7:16 You must destroy all the peoples the Lord your God will deliver to you. Do not look on them with pity. Do not worship their gods, for that will be a snare to you.

Anchor

Because the Lord is faithful to His sworn covenant love, Israel must hear and keep His commands, receive the land's blessings as covenant gifts, and refuse the idolatry that would ensnare them.

The Lord who chose, loved, and redeemed Israel will keep His covenant love with an obedient people by blessing their life in the land, but covenant blessing must not be detached from uncompromising rejection of idolatrous worship.

Point of Contact

This passage presses the church to hold together what sinners often tear apart: grace and obedience, blessing and holiness, provision and worship, mercy and separation from idols. The pastoral danger is that people will either turn obedience into a way to earn God's first love or receive God's gifts while slowly serving the gods that His word identifies as snares.

Rhythm

  1. A A
  2. A' A'
  3. B B
  4. B' B'
  5. C C
  6. D D
  7. D' D'

Crucial Turning Point

From the separation and destruction command (vv. 1-5) through the election ground that explains why (vv. 6-11), to the blessing that follows obedience (vv. 12-16), and finally to the fear rebuttal that addresses Israel's likely objection (vv. 17-26) — the chapter moves from command through rationale through promise through confidence-building.

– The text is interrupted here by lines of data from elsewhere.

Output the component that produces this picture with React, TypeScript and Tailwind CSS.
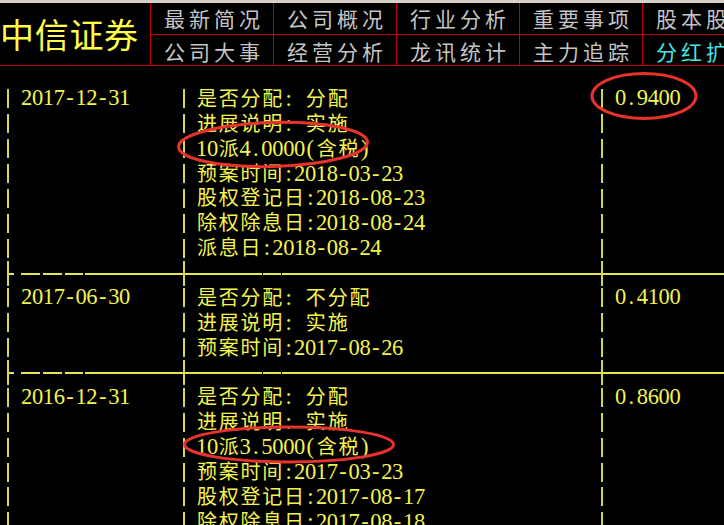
import React from "react";

const isWide = (ch: string) => ch.charCodeAt(0) > 0x2e80;

function Mono({ text }: { text: string }) {
  return (
    <span className="whitespace-pre leading-[24px]">
      {Array.from(text).map((ch, i) =>
        isWide(ch) ? (
          <span
            key={i}
            className="inline-block w-[21.8px] text-center text-[20px] leading-[24px] font-['Noto_Sans_CJK_SC',sans-serif]"
          >
            {ch}
          </span>
        ) : (
          <span
            key={i}
            className="inline-block w-[10.9px] text-center text-[22.5px] leading-[24px] font-['Liberation_Serif','Noto_Sans_CJK_SC',serif]"
          >
            {ch}
          </span>
        )
      )}
    </span>
  );
}

function Bar() {
  return <div className="h-[19px] w-[2px] shrink-0 bg-[#d6d64a]" />;
}

function Line({ date, content, value }: { date?: string; content: string; value?: string }) {
  return (
    <div className="flex h-[24.88px] items-center">
      <div className="w-[7px] shrink-0" />
      <Bar />
      <div className="w-[174px] shrink-0 pl-[12px]">{date ? <Mono text={date} /> : null}</div>
      <Bar />
      <div className="w-[416px] shrink-0 pl-[11px]">
        <Mono text={content} />
      </div>
      <Bar />
      <div className="pl-[12px]">{value ? <Mono text={value} /> : null}</div>
    </div>
  );
}

function Separator() {
  return (
    <div className="flex h-[24.88px] items-center">
      <div className="w-[7px] shrink-0" />
      <div className="h-full w-[2px] shrink-0 bg-[#d6d64a]" />
      <div className="flex w-[174px] shrink-0 items-center pt-[1px]">
        <div className="h-[2px] w-[5px] bg-[#e6e64c]" />
        <div className="w-[7px]" />
        <div className="h-[2px] w-[19px] bg-[#e6e64c]" />
        <div className="w-[3px]" />
        <div className="h-[2px] w-[19px] bg-[#e6e64c]" />
        <div className="w-[3px]" />
        <div className="h-[2px] w-[18px] bg-[#e6e64c]" />
        <div className="w-[2px]" />
        <div className="h-[2px] flex-1 bg-[#e6e64c]" />
      </div>
      <div className="h-full w-[2px] shrink-0 bg-[#d6d64a]" />
      <div className="flex w-[416px] shrink-0 items-center pt-[1px]">
        <div className="h-[2px] w-[77px] bg-[#e6e64c]" />
        <div className="w-[1px]" />
        <div className="h-[2px] w-[18px] bg-[#e6e64c]" />
        <div className="w-[1px]" />
        <div className="h-[2px] flex-1 bg-[#e6e64c]" />
      </div>
      <div className="h-full w-[2px] shrink-0 bg-[#d6d64a]" />
      <div className="flex flex-1 items-center pt-[1px]">
        <div className="h-[2px] flex-1 bg-[#e6e64c]" />
      </div>
    </div>
  );
}

type Record = { date: string; value: string; lines: string[] };

const records: Record[] = [
  {
    date: "2017-12-31",
    value: "0.9400",
    lines: [
      "是否分配: 分配",
      "进展说明: 实施",
      "10派4.0000(含税)",
      "预案时间:2018-03-23",
      "股权登记日:2018-08-23",
      "除权除息日:2018-08-24",
      "派息日:2018-08-24",
    ],
  },
  {
    date: "2017-06-30",
    value: "0.4100",
    lines: ["是否分配: 不分配", "进展说明: 实施", "预案时间:2017-08-26"],
  },
  {
    date: "2016-12-31",
    value: "0.8600",
    lines: [
      "是否分配: 分配",
      "进展说明: 实施",
      "10派3.5000(含税)",
      "预案时间:2017-03-23",
      "股权登记日:2017-08-17",
      "除权除息日:2017-08-18",
      "派息日:2017-08-18",
    ],
  },
];

const navTop = ["最新简况", "公司概况", "行业分析", "重要事项", "股本股东"];
const navBottom = ["公司大事", "经营分析", "龙讯统计", "主力追踪", "分红扩股"];

export default function App() {
  return (
    <div className="relative h-[525px] w-[724px] overflow-hidden bg-black text-[#f4f450]">
      <div className="h-[3px] bg-[#d4d0c8]" />
      <div className="flex h-[63px] border-b border-[#c40000]">
        <div className="flex w-[150px] shrink-0 items-center font-['Noto_Sans_CJK_SC',sans-serif] text-[34px] leading-none tracking-[0.7px] text-[#ffff48]">
          中信证券
        </div>
        <div className="flex shrink-0 flex-col">
          <div className="flex h-[32px] border-b border-[#c40000]">
            {navTop.map((t) => (
              <div
                key={t}
                className="flex w-[123px] shrink-0 items-center justify-center border-l border-[#c40000] pl-[4px] font-['Noto_Sans_CJK_SC',sans-serif] text-[21px] leading-none tracking-[4px] whitespace-nowrap text-[#c4c4c4]"
              >
                {t}
              </div>
            ))}
          </div>
          <div className="flex h-[30px]">
            {navBottom.map((t, i) => (
              <div
                key={t}
                className={
                  i === 4
                    ? "flex w-[123px] shrink-0 items-center justify-center border-l border-[#c40000] pt-[2px] pl-[4px] font-['Noto_Sans_CJK_SC',sans-serif] text-[21px] leading-none tracking-[4px] whitespace-nowrap text-[#48e4e4]"
                    : "flex w-[123px] shrink-0 items-center justify-center border-l border-[#c40000] pt-[2px] pl-[4px] font-['Noto_Sans_CJK_SC',sans-serif] text-[21px] leading-none tracking-[4px] whitespace-nowrap text-[#c4c4c4]"
                }
              >
                {t}
              </div>
            ))}
          </div>
        </div>
      </div>

      <div className="pt-[20.5px]">
        {records.map((r, ri) => (
          <React.Fragment key={r.date}>
            {r.lines.map((l, li) => (
              <Line
                key={li}
                date={li === 0 ? r.date : undefined}
                value={li === 0 ? r.value : undefined}
                content={l}
              />
            ))}
            {ri < records.length - 1 ? <Separator /> : null}
          </React.Fragment>
        ))}
      </div>

      <svg
        className="pointer-events-none absolute left-0 top-0"
        width="724"
        height="525"
        viewBox="0 0 724 525"
      >
        <ellipse cx="644" cy="96" rx="52" ry="22.5" fill="none" stroke="#e8322c" strokeWidth="3" />
        <ellipse
          cx="273"
          cy="144.5"
          rx="94.5"
          ry="22"
          fill="none"
          stroke="#e8322c"
          strokeWidth="3"
          transform="rotate(-1.5 273 144.5)"
        />
        <ellipse
          cx="289"
          cy="444.5"
          rx="104.5"
          ry="17.5"
          fill="none"
          stroke="#e8322c"
          strokeWidth="3"
        />
      </svg>
    </div>
  );
}
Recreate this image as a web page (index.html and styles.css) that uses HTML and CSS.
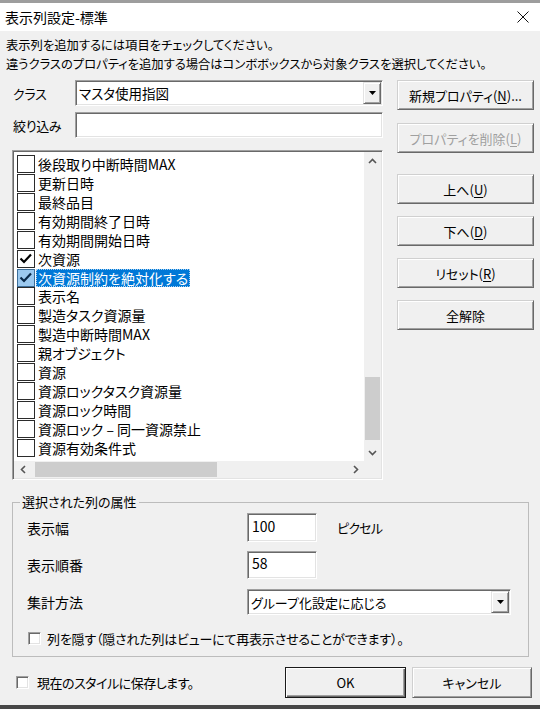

Deuteronomy 7 makes the most concentrated argument in the Torah for why the conquest's destruction command is not ethnic imperialism but the logical consequence of holy love. The argument runs in three steps: (1) Israel's holiness requires separation from every rival religious system (vv. 1-5); (2) this holiness is not self-generated but received — Israel was chosen not for merit but out of love and oath (vv. 6-11); (3) the same God whose faithfulness grounds the election will faithfully fight for Israel in the conquest, so fear of the nations' size is theologically inappropriate (vv. 17-26). The chapter insists that the destruction command and the grace of election belong to the same theological logic: it is precisely because Israel is the beloved, oath-bound, holy possession of the Lord that every rival claim on their devotion must be removed.

Theological logic
  1. The separation command (vv. 1-5) is not racial but religious — the prohibition targets the Canaanite nations' religious infrastructure (altars, pillars, Asherahs, images) and the intermarriage that would transfer that infrastructure into the next generation. The threat is specifically the turning of children to other gods.
  2. The election ground (vv. 6-11) is the chapter's theological center: Israel's holiness is not intrinsic but conferred; their election is not merited but loved; the love that chose them was directed at the fathers before Israel existed as a people. The smallest nation was chosen to demonstrate that election operates by divine grace, not human advantage.
  3. The hesed / judgment polarity (vv. 9-10) establishes that the same covenant faithfulness that produces blessing for those who love the LORD produces destruction for those who hate him — covenant is not neutral; it has both grace and curse as its operative dimensions.
  4. The fear rebuttal (vv. 17-26) grounds confidence not in Israel's military capability but in historical precedent: the LORD defeated Pharaoh's Egypt, which was far greater than any Canaanite nation. The same LORD is present among Israel as a great and awesome God.
  5. The little-by-little conquest method (v. 22) shows that even the pace of the conquest is providentially governed — the gradualism protects the land's ecology. Divine sovereignty encompasses not only the outcome but the manner and timing of the conquest.

Watch Out

  • Do not turn this passage into a universal prosperity promise for every believer in every covenant setting; the blessings are tied to Israel's Mosaic covenant life in the land.
  • Do not treat obedience as the cause of the Lord's initial electing love; the prior context grounds Israel's status in the Lord's love, choice, redemption, and oath.
  • Do not minimize verse 16 as merely ancient intolerance; the text frames the nations' gods as a spiritual snare that would destroy Israel's covenant allegiance.
  • Do not separate material blessing from worship. In Deuteronomy, abundance is safe only when received under the Lord's word and guarded from idolatry.
  • Do not erase the distinction between Israel and the church. The passage contributes to biblical theology, but its land, fertility, and conquest promises must be read within their covenant-historical horizon before drawing Christian application.
  • Do not make obedience the cause of the Lord's original electing love. The passage follows Deuteronomy 7:6-11, where love, oath, and redemption come first.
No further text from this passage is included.